Valve has been one of the top names in PC gaming for decades thanks to its popular games including the Portal Series and the Steam game client and store. But until recently the company had only dabbled in hardware.

Now Steam is going all-in with the launch of the Steam Deck. It’s a handheld gaming device that blurs the lines between PC and console gaming thanks to its portable design, a Linux-based operating system that puts Steam front and center, and relatively affordable price: it sells for between $399 and $650 depending on the configuration. But is it any good? The first reviews are in and they’re… a little mixed.

On the one hand, reviewers generally seem impressed with the Steam Deck’s hardware and performance, especially considering its price tag. The Steam Deck has the most powerful GPU of any handheld gaming PC to date and games that struggled to run on pricier models like the AYA Neo, ONEXPLAYER, or GPD Win Max are said to run smoothly on the Steam Deck.

The controllers are comfortable and responsive, and the built-in touchpads make it possible to play games that were designed for keyboard and mouse input as well as titles optimized for gamepads.

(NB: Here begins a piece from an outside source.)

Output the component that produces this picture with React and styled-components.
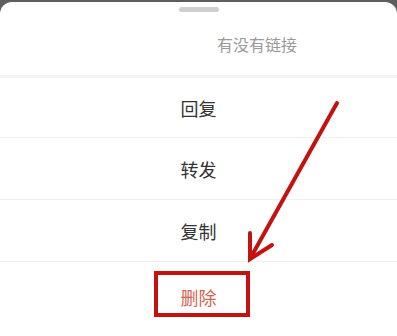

Steam OS also includes a bunch of options for creating custom button maps that will allow you to play just about any PC game… if you go through the trouble of tinkering to set everything up just so.

And therein lies one of the Steam Deck’s strengths and weaknesses. Many games won’t necessarily run smoothly out of the box the way they would on a console like the Nintendo Switch. You may have to create custom control schemes. Or if you want to eke out longer battery life, you may want to adjust graphics settings or cap frame rates, among other tweaks. That could come in handy since reviewers note that you may get as little as two hours of battery life when playing some more demanding games.

But you can tweak those things – and that could make the Steam Deck attractive for hardcore gamers who want more control over their device.

Another strength? With access to the Steam library of games, more titles are compatible with the Steam Deck than many consoles. But not all PC games will work out of the box. Games with native support for Linux should be compatible and many games that don’t natively support Linux will run too thanks to Valve’s Proton software which allows Windows games to run on Linux PCs without any modifications.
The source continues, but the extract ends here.